Sur le précédent album du groupe, Black Market Music, la diète, complexe, riche et chichement épicée, donnait à Placebo des ballonnements : les influences conjuguées du rock extrême et d'une électronique ténébreuse rendaient bancale la démarche. Car dans son voyage ambitieux, Placebo s'était prudemment freiné à mi-chemin, raccroché à ses acquis, à son savoir-faire. Poussé au vice par le producteur Jim Abbiss (DJ Shadow, U.N.K.L.E.), le trio refuse enfin aujourd'hui de choisir son camp : il y aura à la fois plus de guitares et plus de machines. Dans l'histoire déjà agitée du groupe, Sleeping with Ghosts renoue donc avec la fougue mélodique et la mélancolie acharnée de Placebo ou Without You I'm Nothing (vite rebaptisé "Without U2 I'm Nothing" par ceux qui lui reprochaient son emphase).

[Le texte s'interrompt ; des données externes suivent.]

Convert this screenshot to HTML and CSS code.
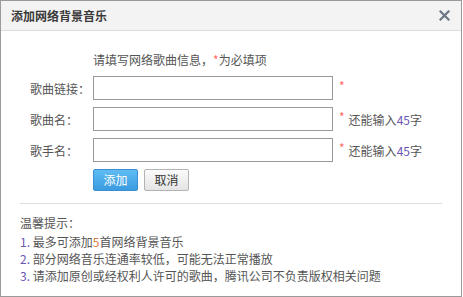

Mais le son, lui, s'est épanoui : moins corseté, anxieux et tendu que sur les deux premiers albums, il se fait aussi nettement moins mécanique que sur Black Market Music. Hormis des ballades grandiloquentes et hors sujet, ce quatrième album bâtit sous les hymnes réglementaires (les tubesques This Picture, Second Sight ou The Bitter End) de labyrinthiques sous-sols, des fouillis de matière grouillante, épaisse, mouvante. Une écriture à deux vitesses ? évidence des mélodies et complexité des arrière-plans (et non plus l'inverse, comme sur le trop vite épuisé Black Market Music) ? qui fait merveille sur Special Needs ou English Summer Rain. Sur lequel on entend Brian Molko chanter : "Je suis au sous-sol, tu es au ciel." Une assez belle description de cette écriture en mille-feuille, des obscures profondeurs jusqu'à la lumière. (Inrocks)

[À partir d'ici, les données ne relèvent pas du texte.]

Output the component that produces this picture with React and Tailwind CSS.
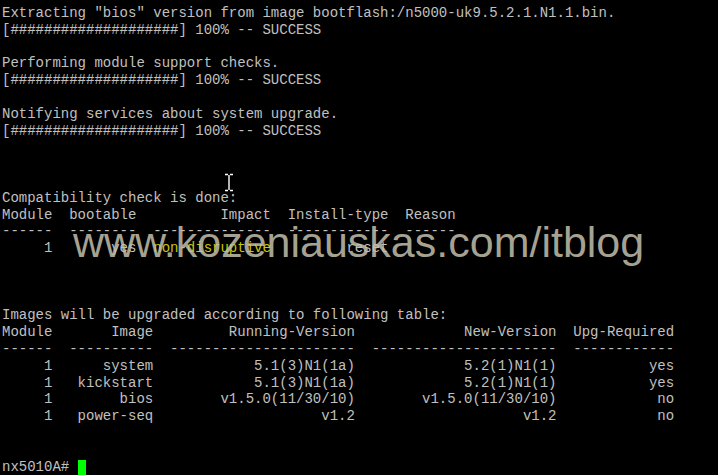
const bar = "[####################] 100% -- SUCCESS";

const t1 = (a, b, c, d, e) =>
  [a.padStart(6), b.padStart(8), c.padStart(14), d.padStart(12), e.padStart(6)].join("  ");

const t2 = (a, b, c, d, e) =>
  [a.padStart(6), b.padStart(10), c.padStart(22), d.padStart(22), e.padStart(12)].join("  ");

const images = [
  ["system", "5.1(3)N1(1a)", "5.2(1)N1(1)", "yes"],
  ["kickstart", "5.1(3)N1(1a)", "5.2(1)N1(1)", "yes"],
  ["bios", "v1.5.0(11/30/10)", "v1.5.0(11/30/10)", "no"],
  ["power-seq", "v1.2", "v1.2", "no"],
];

const Line = ({ children }) => (
  <div className="h-[16.8px] leading-[16.8px] whitespace-pre">{children}</div>
);

const App = () => {
  const lines = [
    'Extracting "bios" version from image bootflash:/n5000-uk9.5.2.1.N1.1.bin.',
    bar,
    "",
    "Performing module support checks.",
    bar,
    "",
    "Notifying services about system upgrade.",
    bar,
    "",
    "",
    "",
    "Compatibility check is done:",
    t1("Module", "bootable", "Impact", "Install-type", "Reason"),
    t1("------", "--------", "--------------", "------------", "------"),
  ];

  const after = [
    "",
    "",
    "",
    "Images will be upgraded according to following table:",
    t2("Module", "Image", "Running-Version", "New-Version", "Upg-Required"),
    t2("------", "----------", "----------------------", "----------------------", "------------"),
    ...images.map((r) => t2("1", ...r)),
    "",
    "",
  ];

  return (
    <div className="relative h-[475px] w-[718px] overflow-hidden bg-black">
      <div className="pl-[2px] pt-[5px] font-['Liberation_Mono',monospace] text-[14px] text-[#c0c0c0]">
        {lines.map((l, i) => (
          <Line key={i}>{l}</Line>
        ))}
        <Line>
          {"     1       yes  "}
          <span className="text-[#c8c800]">non-disruptive</span>
          {"         reset"}
        </Line>
        {after.map((l, i) => (
          <Line key={"a" + i}>{l}</Line>
        ))}
        <Line>
          {"nx5010A# "}
          <span className="inline-block h-[15px] w-[8px] bg-[#00ff00] align-[-4px]" />
        </Line>
      </div>

      {/* watermark */}
      <div className="absolute left-[73px] top-[221px] font-['Liberation_Sans',Arial,sans-serif] text-[43px] leading-[43px] whitespace-nowrap text-[#c4c0ad]/85">
        www.kozeniauskas.com/itblog
      </div>

      {/* mouse I-beam */}
      <svg
        className="absolute left-[224px] top-[173px]"
        width="10"
        height="19"
        viewBox="0 0 10 19"
      >
        <path
          d="M1 1.5h3M6 1.5h3M5 2v15M1 17.5h3M6 17.5h3"
          stroke="#000"
          strokeWidth="3"
          fill="none"
        />
        <path
          d="M1 1.5h3M6 1.5h3M5 2v15M1 17.5h3M6 17.5h3"
          stroke="#fff"
          strokeWidth="1.4"
          fill="none"
        />
      </svg>
    </div>
  );
};

export default App;
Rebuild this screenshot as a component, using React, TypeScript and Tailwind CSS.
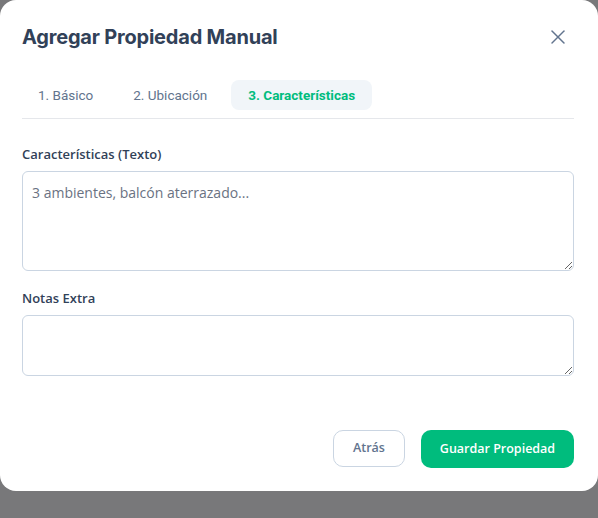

De 1996 à 1998 inclus, Placebo a été le meilleur groupe de rock du monde. À son crédit, un premier essai ravageur, des faces B entrées dans l'Histoire, des concerts incandescents et un deuxième effort appelé à rester un classique des années 90, Without You I'm Nothing. Au nom de ces glorieux faits d'armes et en souvenir de ces débuts fulgurants, on a très tôt décidé de ne pardonner à Placebo aucune facilité, aucune baisse de régime. D'où un accueil mitigé à la sortie de Black Market Music, un disque déserté par l'urgence, anesthésié par un son un peu ronflant et le pilotage automatique. De fait, le disque a plutôt bien vieilli, sans toutefois avoir apporté de réponse convaincante à une question pourtant essentielle : comment éviter le surplace ? Cette question tourne aujourd'hui à l'obsession pour Placebo. Sleeping With Ghosts n'est pas le retour au rock étranglé qu'annonçait le fabuleux single The Bitter End. Personne n'aurait trouvé à y redire, tant cette énergie et ces guitares sont galvanisantes. Mais en confiant la production à Jim Abbiss (UNKLE, DJ Shadow), le trio a opté pour un rock hybride, génétiquement modifié à grandes doses d'électronique. Le son est monstrueux, relevant carrément de la superproduction, avec trucages numériques dernier cri. Certains morceaux supportent bien le traitement et décollent quand même : English Summer Rain, This Picture et Special Needs sont des réussites majeures, mélodiquement puissantes et enlevées. Ailleurs, blip blip et enluminures surchargent inutilement des chansons qui n'en demandaient pas tant. Malgré cela, et surtout la voix de Brian Molko de plus en plus irritante, le disque échappe au gâchis et finit par convaincre et s'imposer, au forceps.(Magic)
Après l’album synthèse que représentait Black Market Music, Placebo se devait d’avancer, d’évoluer. Une volonté apparemment réelle pour le groupe à l’écoute de ce quatrième album. Mais au final, il reste aussi comme l’impression que le trio a plus eu peur de décevoir qu’autre chose. Si l’apport de quelques touches electro (English Summer Rain) réhaussent incontestablement le goût, les murs de guitares si typiques et surtout les mélodies si particulières de Molko plongent l’auditeur dans une sensation de déjà entendu. Dernier constat, c’est quand Placebo nous livre sa recette déjà éculée qu’il s’affirme le plus efficace. En gros, ce sont les chansons les moins novatrices de ce disque qui s’averent aussi être les meilleurs ! Sans être vraiment une déception, Sleeping With Ghosts est l’album le plus en retrait de la carrière du groupe… Transition ou conclusion? (liability)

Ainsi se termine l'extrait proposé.